Seit ihrer Erstveröffentlichung im Jahr 2019 dient die MDCG 2019-11 als Auslegungshilfe für Hersteller und Benannte Stellen zur Qualifikation und Klassifizierung von Software als Medizinprodukt (MDSW). Der dynamische Wandel im Markt für digitale Medizinprodukte – insbesondere KI-gestützte und Cloud-basierte Lösungen – machte nun eine Revision der bisherigen Annahmen erforderlich.

Die neue Fassung (Rev. 1, Juni 2025) ändert kein Primärrecht, liefert jedoch den lange erwarteten interpretativen Kommentar zum MDR, insbesondere zur Klassifizierungsregel 11. Zudem wurden zahlreiche Praxisbeispiele ergänzt und Verweise auf IMDRF sowie EHDS aufgenommen.

Vergleich der Versionen 2019 vs. 2025: Was ist neu?

In der überarbeiteten Version wurden unpräzise Formulierungen entfernt und Lücken geschlossen – insbesondere bei:

  • Klassifizierung modular aufgebauter Systeme,

  • Software zur Unterstützung therapeutischer Entscheidungen,

  • APIs, die selbst keine Daten verarbeiten, aber den Zugang zu medizinischen Funktionen steuern,

  • der Abgrenzung Embedded- vs.

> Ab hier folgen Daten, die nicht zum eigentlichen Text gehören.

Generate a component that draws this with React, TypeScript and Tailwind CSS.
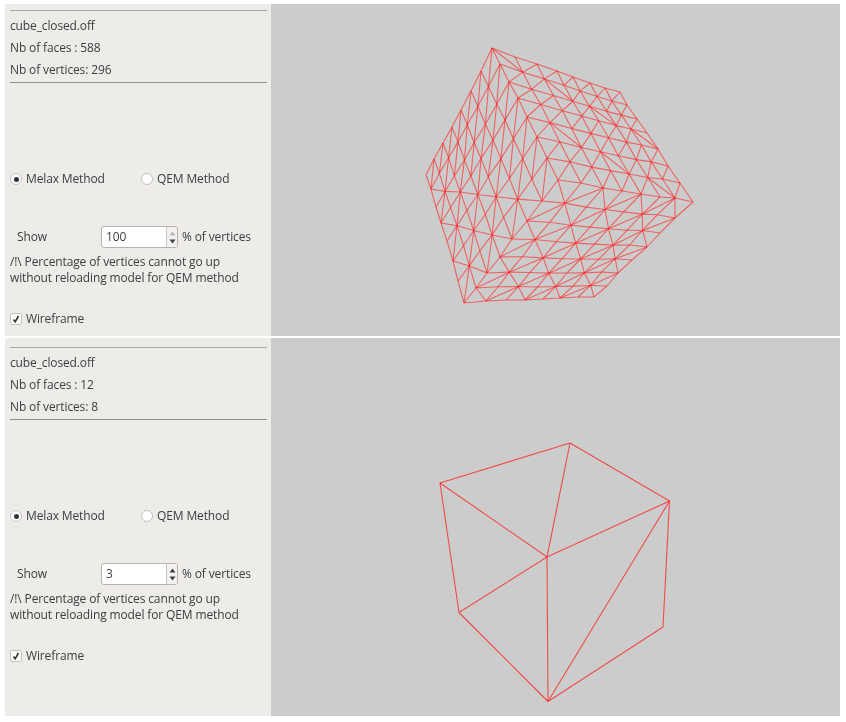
import React from "react";

type P = [number, number];
type Pick = (i: number, j: number) => boolean;

const T: P = [492, 48];
const R1: P = [620, 92];
const R: P = [693, 202];
const C: P = [558, 180];
const BR: P = [594, 297];
const BL: P = [464, 303];
const L: P = [426, 175];

const tToR1: P[] = [T, [515, 57], [537, 64], [557, 71], [573, 77], [590, 83], [605, 88], R1];
const tToC: P[] = [T, [500, 64], [509, 82], [518, 98], [527, 117], [537, 137], [547, 158], C];
const cToR: P[] = [C, [581, 183], [603, 188], [622, 191], [641, 194], [660, 197], [675, 198], R];
const r1ToR: P[] = [R1, [627, 105], [637, 119], [647, 133], [658, 149], [668, 166], [680, 183], R];
const cToBL: P[] = [C, [542, 201], [527, 221], [512, 239], [500, 257], [487, 273], [476, 288], BL];
const blToBR: P[] = [BL, [486, 301], [506, 300], [525, 300], [543, 299], [560, 298], [578, 297], BR];
const rToBR: P[] = [R, [675, 218], [660, 233], [647, 247], [632, 260], [618, 273], [607, 286], BR];
const tToL: P[] = [T, [481, 71], [471, 91], [461, 110], [452, 127], [443, 143], [434, 159], L];
const lToBL: P[] = [L, [431, 189], [436, 207], [441, 223], [447, 241], [453, 261], [458, 281], BL];

function coons(top: P[], bottom: P[], left: P[], right: P[]): P[][] {
  const n = 7;
  const out: P[][] = [];
  for (let j = 0; j <= n; j++) {
    const row: P[] = [];
    const v = j / n;
    for (let i = 0; i <= n; i++) {
      const u = i / n;
      const p: P = [0, 0];
      for (const k of [0, 1]) {
        p[k] =
          (1 - v) * top[i][k] +
          v * bottom[i][k] +
          (1 - u) * left[j][k] +
          u * right[j][k] -
          ((1 - u) * (1 - v) * top[0][k] +
            u * (1 - v) * top[n][k] +
            (1 - u) * v * bottom[0][k] +
            u * v * bottom[n][k]);
      }
      row.push(p);
    }
    out.push(row);
  }
  return out;
}

function edges(g: P[][], mainDiagonal: Pick): [P, P][] {
  const e: [P, P][] = [];
  const n = g.length - 1;
  for (let j = 0; j <= n; j++) {
    for (let i = 0; i <= n; i++) {
      if (i < n) e.push([g[j][i], g[j][i + 1]]);
      if (j < n) e.push([g[j][i], g[j + 1][i]]);
      if (i < n && j < n) {
        if (mainDiagonal(i, j)) e.push([g[j][i], g[j + 1][i + 1]]);
        else e.push([g[j][i + 1], g[j + 1][i]]);
      }
    }
  }
  return e;
}

function dedupe(list: [P, P][]): [P, P][] {
  const seen = new Set<string>();
  return list.filter(([a, b]) => {
    const ka = `${a[0].toFixed(1)},${a[1].toFixed(1)}`;
    const kb = `${b[0].toFixed(1)},${b[1].toFixed(1)}`;
    const key = ka < kb ? `${ka}|${kb}` : `${kb}|${ka}`;
    if (seen.has(key)) return false;
    seen.add(key);
    return true;
  });
}

const denseEdges = dedupe([
  ...edges(coons(tToR1, cToR, tToC, r1ToR), (i, j) => (i * 3 + j) % 7 === 0),
  ...edges(coons(cToR, blToBR, cToBL, rToBR), (i, j) => (i + j) % 2 === 0),
  ...edges(coons(tToC, lToBL, tToL, cToBL), (i, j) => i + j < 6 || (i + j) % 2 === 0),
]);

const sparse: [P, P][] = (() => {
  const t: P = [570, 443];
  const l: P = [440, 483];
  const r: P = [669.5, 501];
  const c: P = [547, 557];
  const ll: P = [459, 612.5];
  const b: P = [548, 701.5];
  const lr: P = [663, 627];
  return [
    [t, l], [t, r], [t, c], [l, c], [r, c], [l, ll], [ll, c], [ll, b], [c, b], [b, r], [b, lr], [lr, r],
  ];
})();

const font = { fontFamily: '"Open Sans", "Noto Sans", sans-serif' };

function Stepper({ value, upDisabled }: { value: string; upDisabled: boolean }) {
  return (
    <div className="flex h-[22px] w-[77px] overflow-hidden rounded-[3px] border border-[#b6b3ad] bg-white">
      <div className="flex flex-1 items-center pl-[4px]">{value}</div>
      <div className="flex w-[11px] flex-col items-center justify-center gap-[3px] border-l border-[#c8c5bf] bg-[#f2f1ef]">
        <svg width="7" height="5" viewBox="0 0 7 5">
          <path d="M3.5 0.5 L6.5 4.5 L0.5 4.5 Z" fill={upDisabled ? "#b8b8b6" : "#3a3f41"} />
        </svg>
        <svg width="7" height="5" viewBox="0 0 7 5">
          <path d="M0.5 0.5 L6.5 0.5 L3.5 4.5 Z" fill="#3a3f41" />
        </svg>
      </div>
    </div>
  );
}

function Radio({ checked }: { checked: boolean }) {
  return (
    <span className="flex h-[12px] w-[12px] shrink-0 items-center justify-center rounded-full border border-[#c4c1bb] bg-white">
      {checked && <span className="h-[5px] w-[5px] rounded-full bg-[#2e3436]" />}
    </span>
  );
}

function Side({ faces, verts, value, upDisabled, top }: { faces: string; verts: string; value: string; upDisabled: boolean; top: string }) {
  return (
    <div className={`flex h-full w-[266px] shrink-0 flex-col bg-[#eeece8] pl-[5px] pr-[4px] text-[12px] tracking-[-0.13px] text-[#3a4042] ${top}`} style={font}>
      <div className="h-px w-full bg-[#a9a8a4]" />
      <div className="mt-[4px] flex h-[22px] items-center">cube_closed.off</div>
      <div className="flex h-[22px] items-center">Nb of faces : {faces}</div>
      <div className="flex h-[21px] items-center">Nb of vertices: {verts}</div>
      <div className="mt-[2px] h-px w-full bg-[#8f8f8b]" />
      <div className="mt-[86px] flex h-[20px] items-center">
        <Radio checked />
        <span className="ml-[4px] w-[115px]">Melax Method</span>
        <Radio checked={false} />
        <span className="ml-[4px]">QEM Method</span>
      </div>
      <div className="mt-[37px] flex h-[22px] items-center">
        <span className="ml-[7px] w-[84px]">Show</span>
        <Stepper value={value} upDisabled={upDisabled} />
        <span className="ml-[4px]">% of vertices</span>
      </div>
      <div className="mt-[6px] text-[12px] leading-[16px]">
        <div>/!\ Percentage of vertices cannot go up</div>
        <div>without reloading model for QEM method</div>
      </div>
      <div className="mt-[25px] flex h-[16px] items-center">
        <span className="flex h-[12px] w-[12px] items-center justify-center rounded-[2px] border border-[#c4c1bb] bg-white">
          <svg width="8" height="8" viewBox="0 0 8 8">
            <path d="M1.5 4.5 L3.2 6.8 L6.5 1" fill="none" stroke="#2e3436" strokeWidth="1.6" />
          </svg>
        </span>
        <span className="ml-[4px]">Wireframe</span>
      </div>
    </div>
  );
}

function Mesh({ box, lines, opacity }: { box: string; lines: [P, P][]; opacity: number }) {
  return (
    <svg viewBox={box} className="block h-full w-full">
      {lines.map(([a, b], i) => (
        <line key={i} x1={a[0]} y1={a[1]} x2={b[0]} y2={b[1]} stroke="#ff2020" strokeWidth={1.1} strokeOpacity={opacity} />
      ))}
    </svg>
  );
}

export default function App() {
  return (
    <div className="flex h-[722px] w-[846px] flex-col gap-[2px] bg-white pb-[6px] pl-[5px] pr-[6px] pt-[4px] blur-[0.35px]">
      <div className="flex h-[332px]">
        <Side faces="588" verts="296" value="100" upDisabled top="pt-[6px]" />
        <div className="flex-1 bg-[#cccccc]">
          <Mesh box="271 4 569 332" lines={denseEdges} opacity={0.6} />
        </div>
      </div>
      <div className="flex h-[378px]">
        <Side faces="12" verts="8" value="3" upDisabled={false} top="pt-[9px]" />
        <div className="flex-1 bg-[#cccccc]">
          <Mesh box="271 338 569 378" lines={sparse} opacity={0.75} />
        </div>
      </div>
    </div>
  );
}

Standalone-Software.

Während 2019 vor allem allgemeine Definitionen und ein einzelnes Flussschema dominierten, bietet 2025 eine Entscheidungsmatrix, konkrete Use-Cases, Bezüge zum klinischen Risiko sowie Abhängigkeiten zwischen MDSW und dem physischen kooperierenden Produkt.

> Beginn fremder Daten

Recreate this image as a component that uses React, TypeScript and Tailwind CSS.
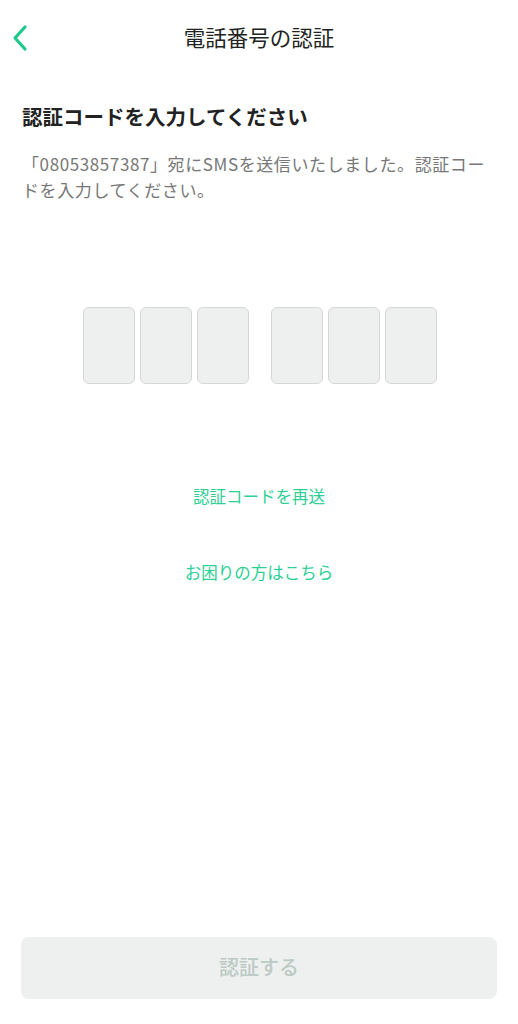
import React from "react";

export default function App() {
  const font = { fontFamily: '"Noto Sans CJK JP", "Noto Sans", sans-serif' };
  const Box = () => (
    <div className="w-[52px] h-[77px] rounded-[6px] border-[1.5px] border-[#d6d8d7] bg-[#eef0ef]" />
  );
  return (
    <div className="w-[518px] h-[1024px] bg-white flex flex-col" style={font}>
      <div className="relative h-[74px] flex items-center justify-center">
        <svg className="absolute left-[11px] top-[24px]" width="18" height="28" viewBox="0 0 18 28" fill="none">
          <path d="M14 3 L4 14 L14 25" stroke="#1fc98b" strokeWidth="3.2" strokeLinecap="round" strokeLinejoin="round" />
        </svg>
        <span className="text-[21.5px] text-[#222] font-normal leading-none">電話番号の認証</span>
      </div>
      <div className="px-[22px] pt-[28px]">
        <h1 className="text-[20.5px] font-bold text-[#222] leading-[28px]">認証コードを入力してください</h1>
        <p className="mt-[21px] text-[17px] leading-[26px] text-[#777] tracking-[0.6px]">
          <span className="block whitespace-nowrap">「08053857387」宛にSMSを送信いたしました。認証コー</span>
          <span className="block whitespace-nowrap">ドを入力してください。</span>
        </p>
      </div>
      <div className="mt-[104px] flex justify-center gap-[22px] pl-[1px]">
        <div className="flex gap-[5px]">
          <Box />
          <Box />
          <Box />
        </div>
        <div className="flex gap-[5px]">
          <Box />
          <Box />
          <Box />
        </div>
      </div>
      <div className="mt-[100px] flex flex-col items-center">
        <span className="text-[16.5px] leading-[24px] text-[#2ccf96]">認証コードを再送</span>
        <span className="mt-[52px] text-[16.5px] leading-[24px] text-[#2ccf96]">お困りの方はこちら</span>
      </div>
      <div className="flex-1" />
      <div className="px-[21px] pb-[25px]">
        <div className="h-[62px] rounded-[8px] bg-[#edf0ef] flex items-center justify-center">
          <span className="text-[20px] font-medium text-[#bcc9c4] -mt-[2px]">認証する</span>
        </div>
      </div>
    </div>
  );
}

Neue Anforderungen an die Definition des „intended purpose“

Hervorgehoben wird die Notwendigkeit einer eindeutigen, spezifischen und technisch präzisen Zweckbestimmung. Eine zu weite oder unklare Definition kann zu Fehlklassifizierungen und damit zu schwerwiegenden MDR-Nichtkonformitäten führen.

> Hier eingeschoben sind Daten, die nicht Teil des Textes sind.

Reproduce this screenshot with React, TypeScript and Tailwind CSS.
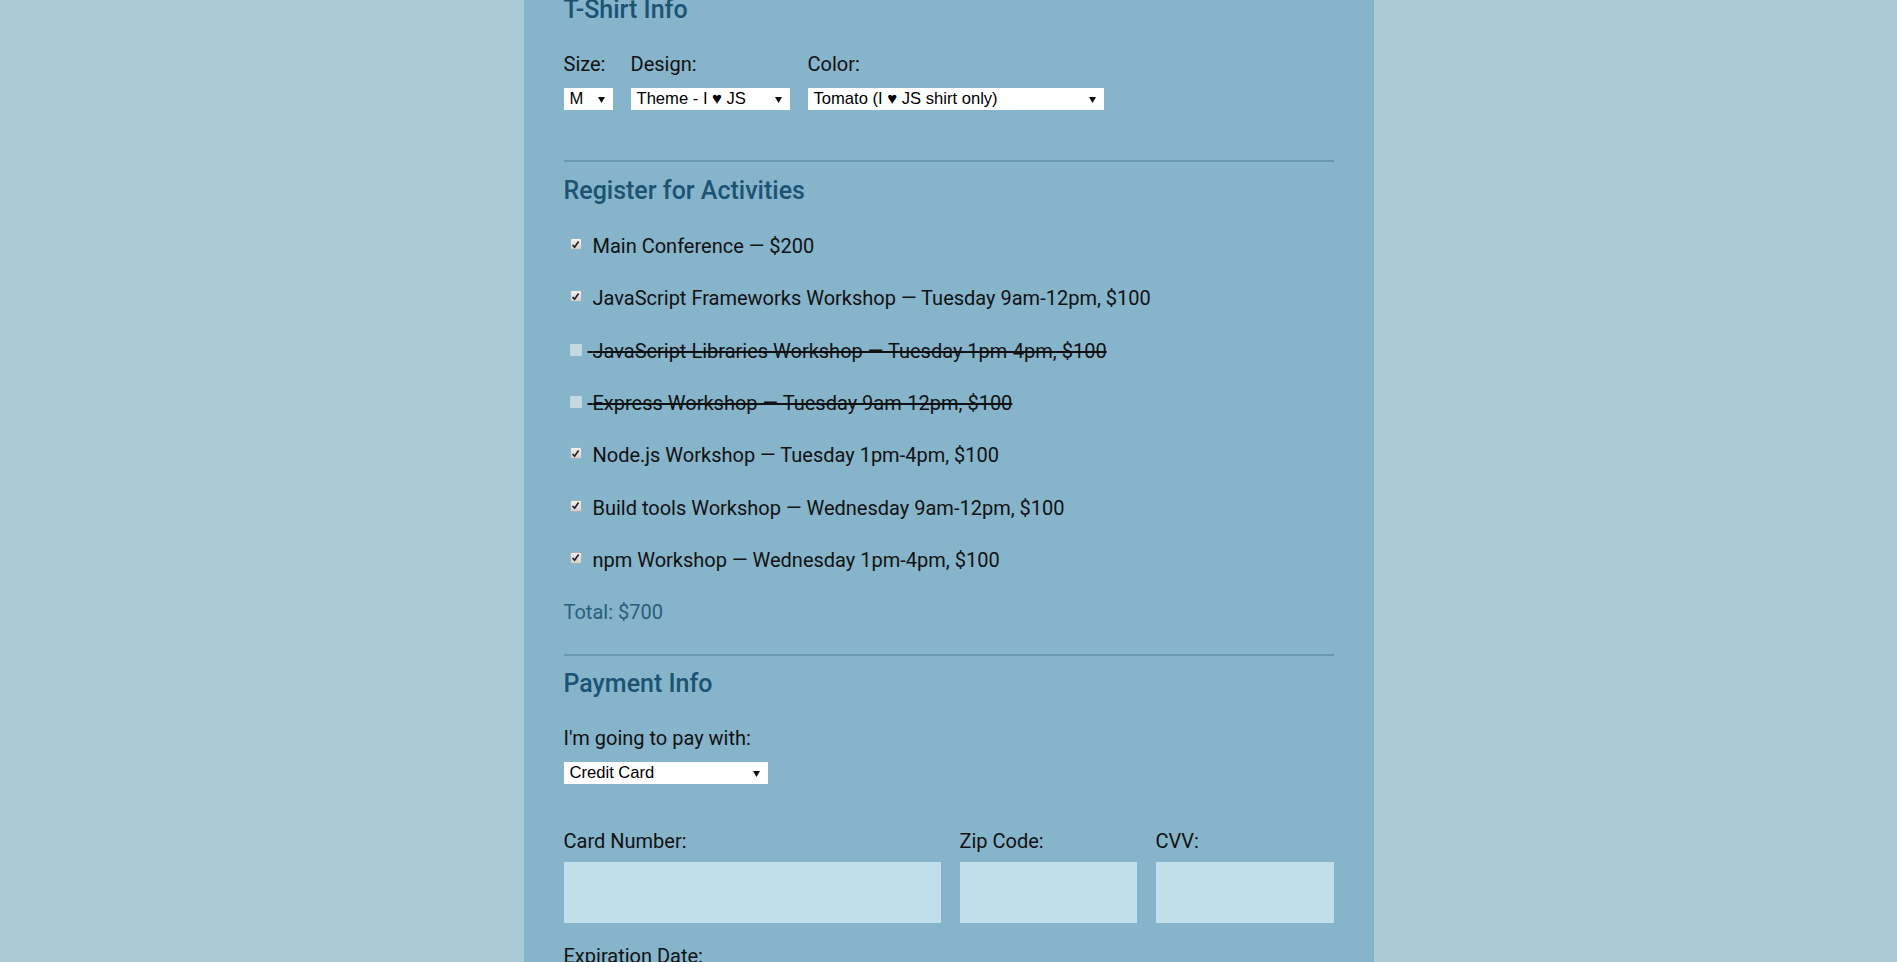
import type { ReactNode } from "react"

const activities = [
  { text: "Main Conference — $200", checked: true, disabled: false },
  { text: "JavaScript Frameworks Workshop — Tuesday 9am-12pm, $100", checked: true, disabled: false },
  { text: "JavaScript Libraries Workshop — Tuesday 1pm-4pm, $100", checked: false, disabled: true },
  { text: "Express Workshop — Tuesday 9am-12pm, $100", checked: false, disabled: true },
  { text: "Node.js Workshop — Tuesday 1pm-4pm, $100", checked: true, disabled: false },
  { text: "Build tools Workshop — Wednesday 9am-12pm, $100", checked: true, disabled: false },
  { text: "npm Workshop — Wednesday 1pm-4pm, $100", checked: true, disabled: false },
]

function Arrow() {
  return (
    <svg width="7" height="7" viewBox="0 0 7 7" className="shrink-0">
      <polygon points="0,1 7,1 3.5,7" fill="#111" />
    </svg>
  )
}

function FakeSelect({ value, width }: { value: ReactNode; width: string }) {
  return (
    <div
      className={`${width} h-[22px] bg-white flex items-center justify-between pl-[6px] pr-[8px] text-[16.6px] leading-none text-black font-['Liberation_Sans',Arial,sans-serif]`}
    >
      <span className="whitespace-nowrap">{value}</span>
      <Arrow />
    </div>
  )
}

function Checkbox({ checked, disabled }: { checked: boolean; disabled: boolean }) {
  if (disabled) {
    return <span className="ml-[6px] mr-[6px] mb-[2px] w-[12px] h-[12px] shrink-0 rounded-[1px] bg-[#c6dae3]" />
  }
  return (
    <span className="ml-[6px] mr-[6px] mb-[4px] w-[12px] h-[12px] shrink-0 rounded-[2px] border border-[#9fb3bd] bg-gradient-to-b from-[#f2f2f2] to-[#d2d2d2] flex items-center justify-center">
      {checked && (
        <svg width="9" height="9" viewBox="0 0 9 9">
          <path d="M1.5 5 L3.6 7.2 L7.6 1.6" stroke="#222" strokeWidth="1.7" fill="none" />
        </svg>
      )}
    </span>
  )
}

function SectionTitle({ children }: { children: ReactNode }) {
  return <h2 className="h-[30px] leading-[30px] text-[25px] font-medium text-[#1c5373]">{children}</h2>
}

function Divider() {
  return <div className="h-[2px] bg-[#6898b2]" />
}

export default function App() {
  return (
    <div className="bg-[#aacad7] font-['Roboto',sans-serif] text-[20px] text-[#111] overflow-hidden h-[962px]">
      <div className="mx-auto w-[850px] h-full bg-[#85b4cb] px-10 flex flex-col">
        {/* T-Shirt */}
        <div className="-mt-[5px]">
          <SectionTitle>T-Shirt Info</SectionTitle>
        </div>
        <div className="mt-[27px] flex gap-[18px]">
          <div className="flex flex-col gap-[12px]">
            <span className="h-[24px] leading-[24px]">Size:</span>
            <FakeSelect value="M" width="w-[49px]" />
          </div>
          <div className="flex flex-col gap-[12px]">
            <span className="h-[24px] leading-[24px]">Design:</span>
            <FakeSelect value="Theme - I ♥ JS" width="w-[159px]" />
          </div>
          <div className="flex flex-col gap-[12px]">
            <span className="h-[24px] leading-[24px]">Color:</span>
            <FakeSelect value="Tomato (I ♥ JS shirt only)" width="w-[296px]" />
          </div>
        </div>

        <div className="mt-[50px]">
          <Divider />
        </div>

        {/* Activities */}
        <div className="mt-[14px]">
          <SectionTitle>Register for Activities</SectionTitle>
        </div>
        <div className="mt-[14px] flex flex-col">
          {activities.map((a) => (
            <label key={a.text} className="h-[52.3px] flex items-center">
              <Checkbox checked={a.checked} disabled={a.disabled} />
              <span className={a.disabled ? "line-through decoration-[#111]" : ""}>
                {"\u00a0"}
                {a.text}
              </span>
            </label>
          ))}
          <p className="h-[52px] leading-[52px] text-[#2a5e7a]">Total: $700</p>
        </div>

        <div className="mt-[16px]">
          <Divider />
        </div>

        {/* Payment */}
        <div className="mt-[13px]">
          <SectionTitle>Payment Info</SectionTitle>
        </div>
        <span className="mt-[27px] h-[24px] leading-[24px]">I'm going to pay with:</span>
        <div className="mt-[12px]">
          <FakeSelect value="Credit Card" width="w-[204px]" />
        </div>

        <div className="mt-[45px] flex gap-[19px]">
          <div className="w-[377px] flex flex-col gap-[9px]">
            <span className="h-[24px] leading-[24px]">Card Number:</span>
            <div className="h-[61px] bg-[#c1dfea]" />
          </div>
          <div className="w-[177px] flex flex-col gap-[9px]">
            <span className="h-[24px] leading-[24px]">Zip Code:</span>
            <div className="h-[61px] bg-[#c1dfea]" />
          </div>
          <div className="flex-1 flex flex-col gap-[9px]">
            <span className="h-[24px] leading-[24px]">CVV:</span>
            <div className="h-[61px] bg-[#c1dfea]" />
          </div>
        </div>

        <span className="mt-[21px] h-[24px] leading-[24px]">Expiration Date:</span>
      </div>
    </div>
  )
}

Auslegung der Regel 11 MDR – ein erweitertes risikobasiertes Vorgehen

Die Leitlinie erweitert die Interpretation der Regel 11, indem Software nicht nur nach klinischem Einfluss (Diagnose, Therapie) betrachtet wird, sondern zusätzlich nach:

  • Abhängigkeit klinischer Entscheidungen vom System,

  • Risikotyp bei Systemausfall,

  • kompensierenden Mechanismen (z. B. Nutzer-Validierung),

  • Zugriff auf Echtzeitdaten.

Konsequenz: Gleiche medizinische Funktion, aber unterschiedliche Risikoklassen – abhängig von technischer Implementierung und Automatisierungsgrad.

Auswirkungen für Hersteller und Benannte Stellen

Für Hersteller bedeutet dies u. a.:

  • Überprüfung bestehender MDSW-Klassifizierungen,

  • erneute Risikoanalyse im Lichte der neuen Beispiele,

  • Anpassung der Technischen Dokumentation an breitere Interpretationsszenarien.

Benannte Stellen erhalten klarere Interpretationsrahmen für konsistentere Entscheidungen und eine bessere Begründbarkeit von Klassifizierungen in Auditunterlagen.

Fazit

Die neue MDCG 2019-11 (Rev. 1, 2025) ist ein wichtiger Schritt zur Harmonisierung des Umgangs mit Software als Medizinprodukt. Sie weist zugleich den zukünftigen regulatorischen Kurs: eine engere Kopplung an Risiko, klinische Funktion und Nutzungsszenarien.